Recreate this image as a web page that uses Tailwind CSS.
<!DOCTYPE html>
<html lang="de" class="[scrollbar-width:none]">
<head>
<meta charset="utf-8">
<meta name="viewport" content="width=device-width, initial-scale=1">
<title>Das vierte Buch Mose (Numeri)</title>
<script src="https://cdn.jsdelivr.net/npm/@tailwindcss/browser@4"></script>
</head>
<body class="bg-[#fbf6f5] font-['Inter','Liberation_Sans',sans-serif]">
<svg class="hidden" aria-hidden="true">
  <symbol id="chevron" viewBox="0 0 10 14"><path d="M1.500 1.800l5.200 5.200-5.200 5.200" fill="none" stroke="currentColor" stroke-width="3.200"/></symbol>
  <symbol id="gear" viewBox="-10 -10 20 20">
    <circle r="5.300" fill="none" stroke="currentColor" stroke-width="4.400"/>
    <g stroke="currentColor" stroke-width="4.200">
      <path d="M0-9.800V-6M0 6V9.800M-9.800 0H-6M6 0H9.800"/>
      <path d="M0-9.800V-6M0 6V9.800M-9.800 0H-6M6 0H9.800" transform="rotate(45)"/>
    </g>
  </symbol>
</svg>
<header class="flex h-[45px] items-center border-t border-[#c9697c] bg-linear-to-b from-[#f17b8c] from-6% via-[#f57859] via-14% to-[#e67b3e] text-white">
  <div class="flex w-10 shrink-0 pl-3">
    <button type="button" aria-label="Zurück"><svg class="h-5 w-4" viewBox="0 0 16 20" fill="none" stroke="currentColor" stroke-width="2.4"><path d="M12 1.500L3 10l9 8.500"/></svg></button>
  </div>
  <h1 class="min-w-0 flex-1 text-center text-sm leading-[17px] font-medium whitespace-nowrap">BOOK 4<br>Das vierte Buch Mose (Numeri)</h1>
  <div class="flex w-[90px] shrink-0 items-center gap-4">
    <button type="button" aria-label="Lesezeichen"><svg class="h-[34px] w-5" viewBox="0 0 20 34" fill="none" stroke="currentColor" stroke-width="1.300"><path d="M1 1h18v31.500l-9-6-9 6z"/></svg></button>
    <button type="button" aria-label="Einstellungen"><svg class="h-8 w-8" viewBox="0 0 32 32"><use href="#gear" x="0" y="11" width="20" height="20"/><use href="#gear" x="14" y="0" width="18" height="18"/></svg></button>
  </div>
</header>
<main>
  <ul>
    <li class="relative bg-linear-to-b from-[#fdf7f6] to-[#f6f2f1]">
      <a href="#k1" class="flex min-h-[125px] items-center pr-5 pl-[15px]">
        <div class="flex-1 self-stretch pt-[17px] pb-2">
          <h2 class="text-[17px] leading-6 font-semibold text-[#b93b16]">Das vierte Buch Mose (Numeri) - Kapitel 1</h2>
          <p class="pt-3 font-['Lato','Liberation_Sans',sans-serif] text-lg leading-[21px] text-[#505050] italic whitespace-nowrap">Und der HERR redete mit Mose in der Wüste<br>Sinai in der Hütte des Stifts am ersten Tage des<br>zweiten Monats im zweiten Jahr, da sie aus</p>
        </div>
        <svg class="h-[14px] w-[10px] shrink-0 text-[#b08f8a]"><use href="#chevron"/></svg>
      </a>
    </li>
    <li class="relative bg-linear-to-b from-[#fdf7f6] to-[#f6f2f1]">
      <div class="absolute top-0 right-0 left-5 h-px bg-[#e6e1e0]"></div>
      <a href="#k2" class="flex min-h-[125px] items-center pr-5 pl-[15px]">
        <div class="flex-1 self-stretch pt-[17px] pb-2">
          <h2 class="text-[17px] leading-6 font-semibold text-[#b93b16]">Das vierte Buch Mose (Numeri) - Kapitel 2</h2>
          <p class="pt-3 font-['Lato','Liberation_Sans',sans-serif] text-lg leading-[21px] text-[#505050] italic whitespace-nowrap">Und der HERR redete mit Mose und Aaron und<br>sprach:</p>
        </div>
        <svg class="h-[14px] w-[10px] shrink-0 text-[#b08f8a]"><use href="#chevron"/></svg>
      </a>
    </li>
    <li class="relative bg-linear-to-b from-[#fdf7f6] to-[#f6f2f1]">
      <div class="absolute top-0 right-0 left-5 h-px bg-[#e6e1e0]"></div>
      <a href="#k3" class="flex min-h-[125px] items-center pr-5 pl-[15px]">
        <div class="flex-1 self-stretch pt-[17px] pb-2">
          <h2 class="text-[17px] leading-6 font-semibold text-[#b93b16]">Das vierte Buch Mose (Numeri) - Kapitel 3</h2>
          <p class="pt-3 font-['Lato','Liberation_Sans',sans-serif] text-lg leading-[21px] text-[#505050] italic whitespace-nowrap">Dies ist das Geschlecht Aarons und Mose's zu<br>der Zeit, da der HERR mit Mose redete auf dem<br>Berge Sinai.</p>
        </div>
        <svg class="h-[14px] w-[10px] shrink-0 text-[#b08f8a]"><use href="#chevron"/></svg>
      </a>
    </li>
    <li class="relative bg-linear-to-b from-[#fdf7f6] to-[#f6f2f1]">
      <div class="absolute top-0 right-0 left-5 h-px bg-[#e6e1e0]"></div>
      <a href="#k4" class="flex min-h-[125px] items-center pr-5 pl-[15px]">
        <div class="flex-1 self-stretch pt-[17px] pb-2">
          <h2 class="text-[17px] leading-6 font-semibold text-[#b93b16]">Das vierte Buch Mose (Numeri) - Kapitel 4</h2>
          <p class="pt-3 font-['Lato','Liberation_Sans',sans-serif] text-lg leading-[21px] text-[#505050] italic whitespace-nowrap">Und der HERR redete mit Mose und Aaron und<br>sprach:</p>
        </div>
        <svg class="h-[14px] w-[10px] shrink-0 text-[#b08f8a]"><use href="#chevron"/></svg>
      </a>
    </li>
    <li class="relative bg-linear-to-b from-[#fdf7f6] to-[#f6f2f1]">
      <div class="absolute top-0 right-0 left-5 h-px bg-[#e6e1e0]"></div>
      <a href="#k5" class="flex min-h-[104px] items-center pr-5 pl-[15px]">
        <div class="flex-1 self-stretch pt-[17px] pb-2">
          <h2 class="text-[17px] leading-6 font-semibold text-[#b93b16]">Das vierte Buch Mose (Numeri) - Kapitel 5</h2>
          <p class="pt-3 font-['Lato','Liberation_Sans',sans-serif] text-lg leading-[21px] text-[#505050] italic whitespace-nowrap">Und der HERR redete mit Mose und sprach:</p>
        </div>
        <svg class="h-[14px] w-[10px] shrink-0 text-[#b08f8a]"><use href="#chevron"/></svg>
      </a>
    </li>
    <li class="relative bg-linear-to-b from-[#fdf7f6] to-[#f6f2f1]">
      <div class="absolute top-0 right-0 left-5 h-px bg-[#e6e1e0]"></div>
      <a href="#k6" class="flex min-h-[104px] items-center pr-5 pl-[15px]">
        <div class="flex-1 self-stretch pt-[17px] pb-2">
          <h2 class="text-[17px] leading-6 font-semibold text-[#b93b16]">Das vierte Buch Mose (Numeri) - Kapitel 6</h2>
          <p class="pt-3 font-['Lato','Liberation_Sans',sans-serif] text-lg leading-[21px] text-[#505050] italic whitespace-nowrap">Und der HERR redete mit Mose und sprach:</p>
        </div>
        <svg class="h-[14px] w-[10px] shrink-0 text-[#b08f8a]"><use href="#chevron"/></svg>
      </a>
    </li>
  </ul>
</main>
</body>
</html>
++++
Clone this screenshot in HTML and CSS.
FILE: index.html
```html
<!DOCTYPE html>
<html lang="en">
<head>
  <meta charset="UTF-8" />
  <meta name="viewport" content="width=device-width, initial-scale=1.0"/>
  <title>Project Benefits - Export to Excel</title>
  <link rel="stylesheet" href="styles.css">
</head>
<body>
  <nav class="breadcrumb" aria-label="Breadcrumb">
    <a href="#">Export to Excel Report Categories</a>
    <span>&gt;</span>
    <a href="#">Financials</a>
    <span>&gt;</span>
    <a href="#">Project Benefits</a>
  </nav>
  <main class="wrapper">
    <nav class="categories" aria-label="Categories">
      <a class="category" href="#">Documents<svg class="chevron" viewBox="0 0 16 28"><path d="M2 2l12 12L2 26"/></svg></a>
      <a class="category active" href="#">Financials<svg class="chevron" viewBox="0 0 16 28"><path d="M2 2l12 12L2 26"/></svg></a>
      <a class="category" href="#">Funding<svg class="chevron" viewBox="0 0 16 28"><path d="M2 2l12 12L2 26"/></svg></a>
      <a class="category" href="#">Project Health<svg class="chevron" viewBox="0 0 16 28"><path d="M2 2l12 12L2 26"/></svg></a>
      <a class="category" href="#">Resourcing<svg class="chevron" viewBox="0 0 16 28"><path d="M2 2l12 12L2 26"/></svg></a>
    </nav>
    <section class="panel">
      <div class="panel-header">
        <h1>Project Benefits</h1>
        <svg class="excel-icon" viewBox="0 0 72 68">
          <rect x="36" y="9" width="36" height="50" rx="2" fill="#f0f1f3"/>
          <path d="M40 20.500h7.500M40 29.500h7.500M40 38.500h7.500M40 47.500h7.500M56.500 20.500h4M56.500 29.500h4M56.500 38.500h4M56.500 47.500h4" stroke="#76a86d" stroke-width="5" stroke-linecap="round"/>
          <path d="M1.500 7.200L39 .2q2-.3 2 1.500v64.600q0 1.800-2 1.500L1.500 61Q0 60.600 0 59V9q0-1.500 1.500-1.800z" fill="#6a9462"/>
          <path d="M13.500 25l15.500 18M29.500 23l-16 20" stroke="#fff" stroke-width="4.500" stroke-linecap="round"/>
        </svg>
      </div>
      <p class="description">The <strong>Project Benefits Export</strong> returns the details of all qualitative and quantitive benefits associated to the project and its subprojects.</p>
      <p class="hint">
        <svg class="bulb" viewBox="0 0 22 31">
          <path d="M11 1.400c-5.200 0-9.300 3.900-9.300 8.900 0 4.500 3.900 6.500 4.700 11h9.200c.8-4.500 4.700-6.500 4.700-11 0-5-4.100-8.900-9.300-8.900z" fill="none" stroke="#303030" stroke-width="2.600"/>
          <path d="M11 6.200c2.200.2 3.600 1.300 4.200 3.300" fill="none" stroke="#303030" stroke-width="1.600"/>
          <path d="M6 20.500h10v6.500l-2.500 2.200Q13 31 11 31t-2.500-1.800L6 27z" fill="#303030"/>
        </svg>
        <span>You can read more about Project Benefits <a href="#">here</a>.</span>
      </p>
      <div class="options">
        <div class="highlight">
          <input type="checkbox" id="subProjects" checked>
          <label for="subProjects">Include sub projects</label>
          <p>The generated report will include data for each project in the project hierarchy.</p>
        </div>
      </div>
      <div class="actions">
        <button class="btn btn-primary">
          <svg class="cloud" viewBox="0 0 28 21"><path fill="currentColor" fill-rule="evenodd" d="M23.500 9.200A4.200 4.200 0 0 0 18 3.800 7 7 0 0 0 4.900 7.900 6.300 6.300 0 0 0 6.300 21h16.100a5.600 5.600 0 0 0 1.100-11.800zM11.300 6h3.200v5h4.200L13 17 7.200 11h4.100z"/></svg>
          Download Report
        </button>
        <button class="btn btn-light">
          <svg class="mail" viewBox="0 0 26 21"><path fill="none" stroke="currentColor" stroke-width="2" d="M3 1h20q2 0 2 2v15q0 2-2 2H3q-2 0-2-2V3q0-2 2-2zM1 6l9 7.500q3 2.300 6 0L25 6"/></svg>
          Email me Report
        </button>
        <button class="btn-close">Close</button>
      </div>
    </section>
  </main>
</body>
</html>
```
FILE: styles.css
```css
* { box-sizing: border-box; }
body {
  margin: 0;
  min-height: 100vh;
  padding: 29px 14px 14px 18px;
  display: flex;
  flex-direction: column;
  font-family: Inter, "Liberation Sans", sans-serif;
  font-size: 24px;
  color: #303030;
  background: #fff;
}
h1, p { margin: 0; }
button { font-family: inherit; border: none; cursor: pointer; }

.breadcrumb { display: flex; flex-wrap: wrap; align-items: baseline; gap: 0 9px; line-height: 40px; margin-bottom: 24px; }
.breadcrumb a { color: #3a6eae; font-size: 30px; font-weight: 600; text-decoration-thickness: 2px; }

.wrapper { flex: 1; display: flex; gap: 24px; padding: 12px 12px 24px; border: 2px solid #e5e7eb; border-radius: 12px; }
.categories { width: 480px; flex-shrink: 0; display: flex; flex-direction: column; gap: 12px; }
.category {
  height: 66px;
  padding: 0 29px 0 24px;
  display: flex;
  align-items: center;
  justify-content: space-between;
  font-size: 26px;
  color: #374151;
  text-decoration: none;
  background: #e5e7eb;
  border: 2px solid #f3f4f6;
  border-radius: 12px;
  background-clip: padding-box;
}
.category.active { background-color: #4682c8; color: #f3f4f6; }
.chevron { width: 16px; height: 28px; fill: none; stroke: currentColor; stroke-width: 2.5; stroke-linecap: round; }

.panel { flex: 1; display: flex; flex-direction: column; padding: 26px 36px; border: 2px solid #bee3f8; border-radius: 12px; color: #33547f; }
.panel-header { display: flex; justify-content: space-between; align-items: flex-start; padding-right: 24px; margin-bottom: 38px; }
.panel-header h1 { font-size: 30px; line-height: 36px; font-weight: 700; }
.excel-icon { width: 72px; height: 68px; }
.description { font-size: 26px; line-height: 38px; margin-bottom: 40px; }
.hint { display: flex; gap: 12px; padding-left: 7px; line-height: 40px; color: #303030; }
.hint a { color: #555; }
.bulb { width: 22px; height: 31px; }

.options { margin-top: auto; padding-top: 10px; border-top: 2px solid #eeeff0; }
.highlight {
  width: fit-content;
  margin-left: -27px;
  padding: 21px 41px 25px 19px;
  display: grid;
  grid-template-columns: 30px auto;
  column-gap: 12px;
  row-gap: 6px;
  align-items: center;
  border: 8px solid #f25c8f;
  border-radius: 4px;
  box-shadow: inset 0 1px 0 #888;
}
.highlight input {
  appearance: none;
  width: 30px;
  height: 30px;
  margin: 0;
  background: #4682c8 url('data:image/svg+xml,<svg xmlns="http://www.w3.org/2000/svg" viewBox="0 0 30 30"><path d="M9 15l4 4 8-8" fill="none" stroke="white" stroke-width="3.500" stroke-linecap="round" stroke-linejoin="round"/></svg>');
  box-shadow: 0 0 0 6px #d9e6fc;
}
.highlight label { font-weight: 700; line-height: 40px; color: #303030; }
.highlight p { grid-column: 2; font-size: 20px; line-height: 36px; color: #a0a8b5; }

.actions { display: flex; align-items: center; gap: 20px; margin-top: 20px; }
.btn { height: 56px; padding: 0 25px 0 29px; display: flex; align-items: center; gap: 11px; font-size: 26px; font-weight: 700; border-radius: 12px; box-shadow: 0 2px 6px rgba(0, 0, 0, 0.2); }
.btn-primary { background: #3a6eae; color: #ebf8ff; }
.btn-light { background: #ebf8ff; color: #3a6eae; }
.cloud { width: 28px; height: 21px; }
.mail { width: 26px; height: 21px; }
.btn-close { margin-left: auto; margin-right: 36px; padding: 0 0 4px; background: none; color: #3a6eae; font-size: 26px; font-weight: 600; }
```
++++
The problem =
Reproduce each line holding the word "this".

Response to the exercise =
Recreate this image as a web page that uses Tailwind CSS.
Clone this screenshot in HTML and CSS.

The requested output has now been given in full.